# Lionel 2338 Horn headaches!!!



## rgodin (Jan 11, 2013)

Bought a used 2338, cleaned it up (LOF) put it on the track and the horn gave a low buzz (engine runs great). I tried to adjust but no better luck. So, I bought a new horn. It still won't work but accidentally touched the horn connection on the relay and the relay frame with a screw driver and presto, the horn works. Seems to be a short somewhere but I have traced all the wires with the wiring diagram (I am not finding any obvious shorts), short of pulling everything apart could someone please tell me where to start looking or how I might isolate the problem short of tearing it all apart. Also, when I push the whistle button on the transformer, the lights get brighter and the engine speeds up!
Thanks much in advance,
Ron


----------



## servoguy (Jul 10, 2010)

How do you know the horn controller (whistle controller) in your transformer is working?
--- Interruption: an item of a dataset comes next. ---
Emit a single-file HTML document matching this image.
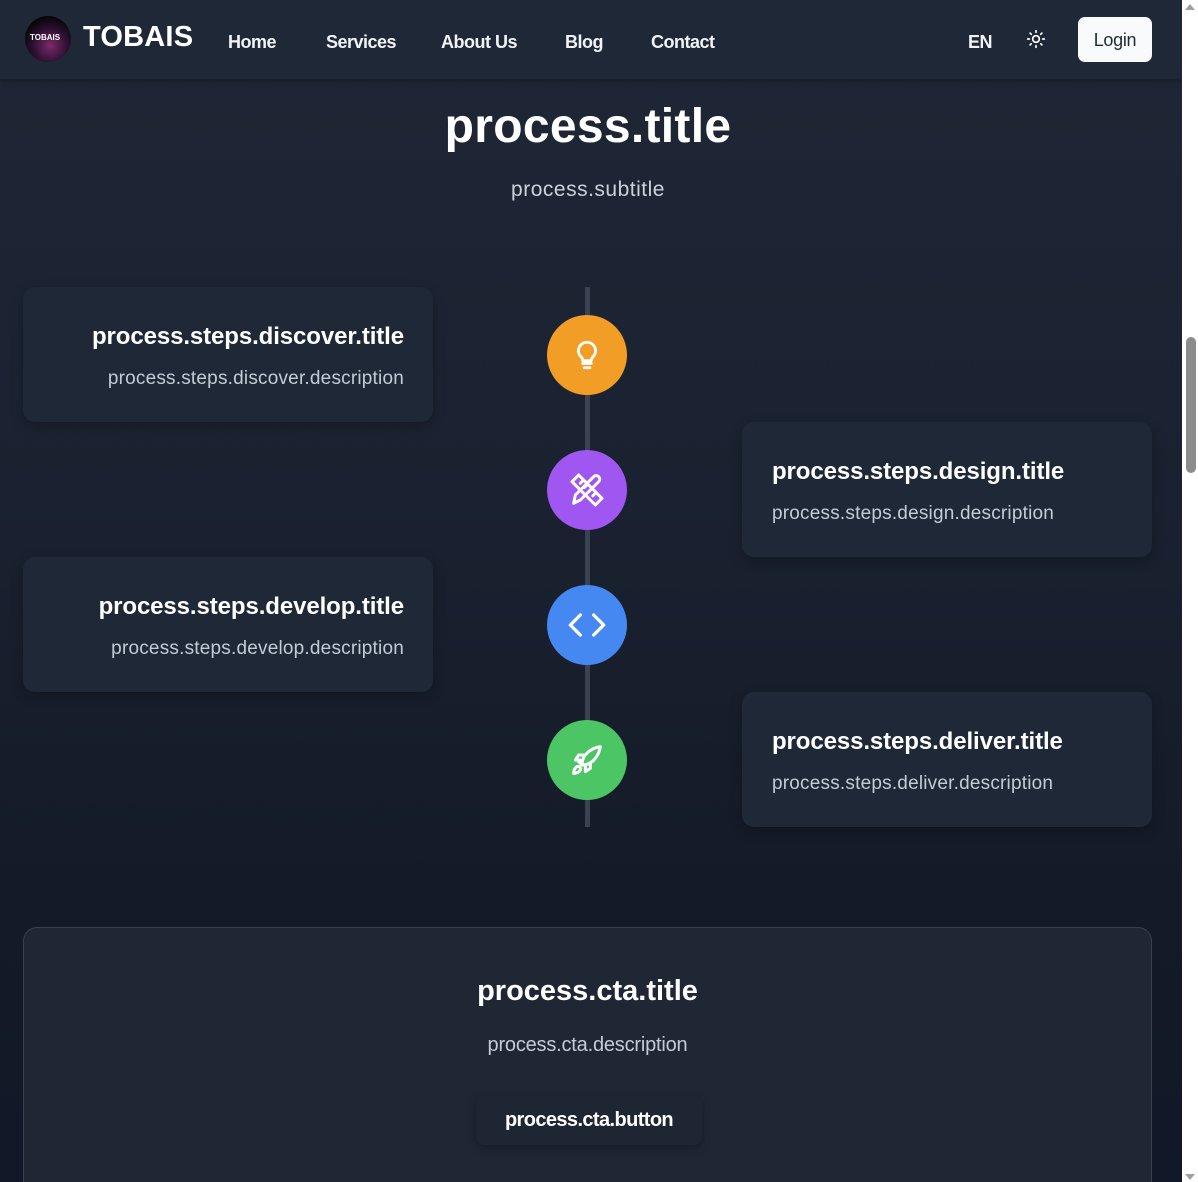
<!DOCTYPE html>
<html><head><meta charset="utf-8"><style>
*{margin:0;padding:0;box-sizing:border-box}
html,body{width:1198px;height:1182px;overflow:hidden}
body{font-family:"Liberation Sans",sans-serif;background:linear-gradient(#1f2736 0,#1a2130 500px,#141a27 900px,#111827 1182px);color:#fff;position:relative}
.sb{position:absolute;left:1182px;top:0;width:16px;height:1182px;background:#fff}
.sb .th{position:absolute;left:4px;top:337px;width:10px;height:136px;background:#8c8c8c;border-radius:5px}
.sb .up{position:absolute;left:3px;top:4px;width:0;height:0;border-left:5px solid transparent;border-right:5px solid transparent;border-bottom:6px solid #a0a0a0}
.sb .dn{position:absolute;left:3px;top:1174px;width:0;height:0;border-left:5px solid transparent;border-right:5px solid transparent;border-top:6px solid #a0a0a0}
nav{position:absolute;left:0;top:0;width:1182px;height:79px;background:#1f2837;box-shadow:0 2px 6px rgba(0,0,0,.3)}
.logo{position:absolute;left:25px;top:16px;width:46px;height:46px;border-radius:50%;background:radial-gradient(circle at 55% 65%,#7a2a6a 0,#2a1030 45%,#05050a 75%);overflow:hidden}
.logo span{position:absolute;left:5px;top:17px;font-size:8px;font-weight:bold;color:#fff}
.brand{position:absolute;left:83px;top:21px;font-size:29px;font-weight:bold;letter-spacing:.2px}
.nl{position:absolute;top:32px;font-size:18px;font-weight:bold;color:#f1f3f6;letter-spacing:-.5px}
.login{position:absolute;left:1078px;top:17px;width:74px;height:45px;background:#f8fafc;border-radius:7px;color:#1f2937;font-size:18px;text-align:center;line-height:47px;letter-spacing:-.3px}
h1{position:absolute;left:0;width:1176px;top:99px;text-align:center;font-size:48px;font-weight:bold;letter-spacing:.3px}
.sub{position:absolute;left:0;width:1176px;top:178px;text-align:center;font-size:21px;color:#cbd2dc;letter-spacing:.5px}
.line{position:absolute;left:585px;top:287px;width:5px;height:540px;background:#3b4352}
.card{position:absolute;width:410px;height:135px;background:#1f2837;border-radius:12px;box-shadow:0 4px 12px rgba(0,0,0,.25)}
.card h3{position:absolute;top:36px;font-size:24px;font-weight:bold;letter-spacing:-.1px;white-space:nowrap}
.card p{position:absolute;top:81px;font-size:19px;color:#c4cbd6;letter-spacing:.2px;white-space:nowrap}
.L h3,.L p{right:29px}
.R h3,.R p{left:30px}
.c{position:absolute;left:547px;width:80px;height:80px;border-radius:50%;display:flex;align-items:center;justify-content:center}
.cta{position:absolute;left:23px;top:927px;width:1129px;height:280px;background:#1f2735;border:1px solid #374151;border-radius:14px}
.cta h2{position:absolute;left:0;width:100%;top:47px;text-align:center;font-size:29px;font-weight:bold;letter-spacing:0}
.cta p{position:absolute;left:0;width:100%;top:106px;text-align:center;font-size:20px;color:#c4cbd6;letter-spacing:-.2px}
.btn{position:absolute;left:452px;top:167px;width:226px;height:50px;background:#1e2634;border-radius:8px;box-shadow:0 3px 8px rgba(0,0,0,.3);text-align:center;line-height:50px;font-size:20px;font-weight:bold;letter-spacing:-.6px}
</style></head><body>
<nav>
<div class="logo"><span>TOBAIS</span></div>
<div class="brand">TOBAIS</div>
<div class="nl" style="left:228px">Home</div>
<div class="nl" style="left:326px">Services</div>
<div class="nl" style="left:441px">About Us</div>
<div class="nl" style="left:565px">Blog</div>
<div class="nl" style="left:651px">Contact</div>
<div class="nl" style="left:968px">EN</div>
<svg style="position:absolute;left:1026px;top:29px" width="20" height="20" viewBox="0 0 24 24" fill="none" stroke="#fff" stroke-width="2" stroke-linecap="round"><circle cx="12" cy="12" r="4"/><path d="M12 2v2M12 20v2M4.9 4.9l1.4 1.4M17.7 17.7l1.4 1.4M2 12h2M20 12h2M4.9 19.1l1.4-1.4M17.7 6.3l1.4-1.4"/></svg>
<div class="login">Login</div>
</nav>
<h1>process.title</h1>
<div class="sub">process.subtitle</div>
<div class="line"></div>
<div class="card L" style="left:23px;top:287px"><h3>process.steps.discover.title</h3><p>process.steps.discover.description</p></div>
<div class="card R" style="left:742px;top:422px"><h3>process.steps.design.title</h3><p>process.steps.design.description</p></div>
<div class="card L" style="left:23px;top:557px"><h3>process.steps.develop.title</h3><p>process.steps.develop.description</p></div>
<div class="card R" style="left:742px;top:692px"><h3>process.steps.deliver.title</h3><p>process.steps.deliver.description</p></div>
<div class="c" style="top:315px;background:#f19d26"><svg width="34" height="34" viewBox="0 0 24 24" fill="none" stroke="#fff" stroke-width="2" stroke-linecap="round" stroke-linejoin="round"><path d="M9 18h6M10 21h4M12 3a6 6 0 0 0-4 10.5c.8.8 1 1.5 1 2.5h6c0-1 .2-1.7 1-2.5A6 6 0 0 0 12 3z"/></svg></div>
<div class="c" style="top:450px;background:#a056f0"><svg width="40" height="40" viewBox="0 0 24 24" fill="none" stroke="#fff" stroke-width="1.8" stroke-linecap="round" stroke-linejoin="round"><path d="M3 7l4-4 14 14-4 4z"/><path d="M8 8l1.5-1.5M10.5 10.5l1.5-1.5M13 13l1.5-1.5M15.5 15.5l1.5-1.5"/><path d="M4 20l1-5L16 4a2 2 0 0 1 3 3L8 18z"/></svg></div>
<div class="c" style="top:585px;background:#4688f1"><svg width="40" height="40" viewBox="0 0 24 24" fill="none" stroke="#fff" stroke-width="2" stroke-linecap="round" stroke-linejoin="round"><path d="M8 6l-6 6 6 6M16 6l6 6-6 6"/></svg></div>
<div class="c" style="top:720px;background:#4cc564"><svg width="40" height="40" viewBox="0 0 24 24" fill="none" stroke="#fff" stroke-width="1.8" stroke-linecap="round" stroke-linejoin="round"><path d="M9 15c0-6 5-10 11-11-1 6-5 11-11 11z"/><path d="M9 15l-2-2M11 16v3l3-2v-3"/><path d="M8 12H5l2-3h3"/><path d="M6 16c-2 1-2 4-2 4s3 0 4-2a1.5 1.5 0 0 0-2-2z"/></svg></div>
<div class="cta"><h2>process.cta.title</h2><p>process.cta.description</p><div class="btn">process.cta.button</div></div>
<div class="sb"><div class="up"></div><div class="th"></div><div class="dn"></div></div>
</body></html>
It it is not working, the horn relay will not pull in to operate the horn. Is there a wire from the pickup roller to the horn relay?


----------



## T-Man (May 16, 2008)

Always check the ground. The connections may need cleaning. Then a bad soldered joint could exist.


----------



## rgodin (Jan 11, 2013)

Thanks, will check the wire from the pickup to the relay. The whistle controller works on the transformer, I have tested it with several whistlers and it operated fine.
Thanks again, will let you know what I find.
Ron


----------



## BigAl56 (Dec 14, 2011)

You have a fresh battery in there? The horn circuit is very simple. A bicycle horn powered by a D battery controlled by a DC relay. If you can trip the relay by hand and the horn blows fine than the problem is the relay circuit.


----------



## rgodin (Jan 11, 2013)

Thanks for the reply. I will check, and likely redo the whole relay.
Thanks again,
Ron


----------



## servoguy (Jul 10, 2010)

Before you take anything apart, check continuity from the pickup roller to one of the terminals on the relay. I assume you have a meter. If you don't, go to Harbor Freight and buy one for $5. Check the continuity of the relay coil. Put the loco on the track and turn the transformer up to 10 volts with the E unit in neutral. See if there is any AC voltage on any of the relay terminals. You should remove the battery for these tests.


----------



## rgodin (Jan 11, 2013)

Thanks for the suggestions. Here is what I found. I do have a meter.
With the power off I checked continuity with all the 4 terminals and reading stayed at 0. With the power on and at about 10 volts with the engine in neutral I got readings from all 4 terminal in the 9.5 volt range. This was done with the battery out. Can you please interpret these results? I am not sure what they mean.
Thanks again for you help with this.
Ron


----------



## servoguy (Jul 10, 2010)

Give me a few days to check a couple of Alco diesels I have with horns. 

BTW, you don't check continuity with the meter on AC or DC volts. You check it with the meter on a low ohms scale. Then the meter will read a small number if you have continuity and open circuit if you don't have continuity. 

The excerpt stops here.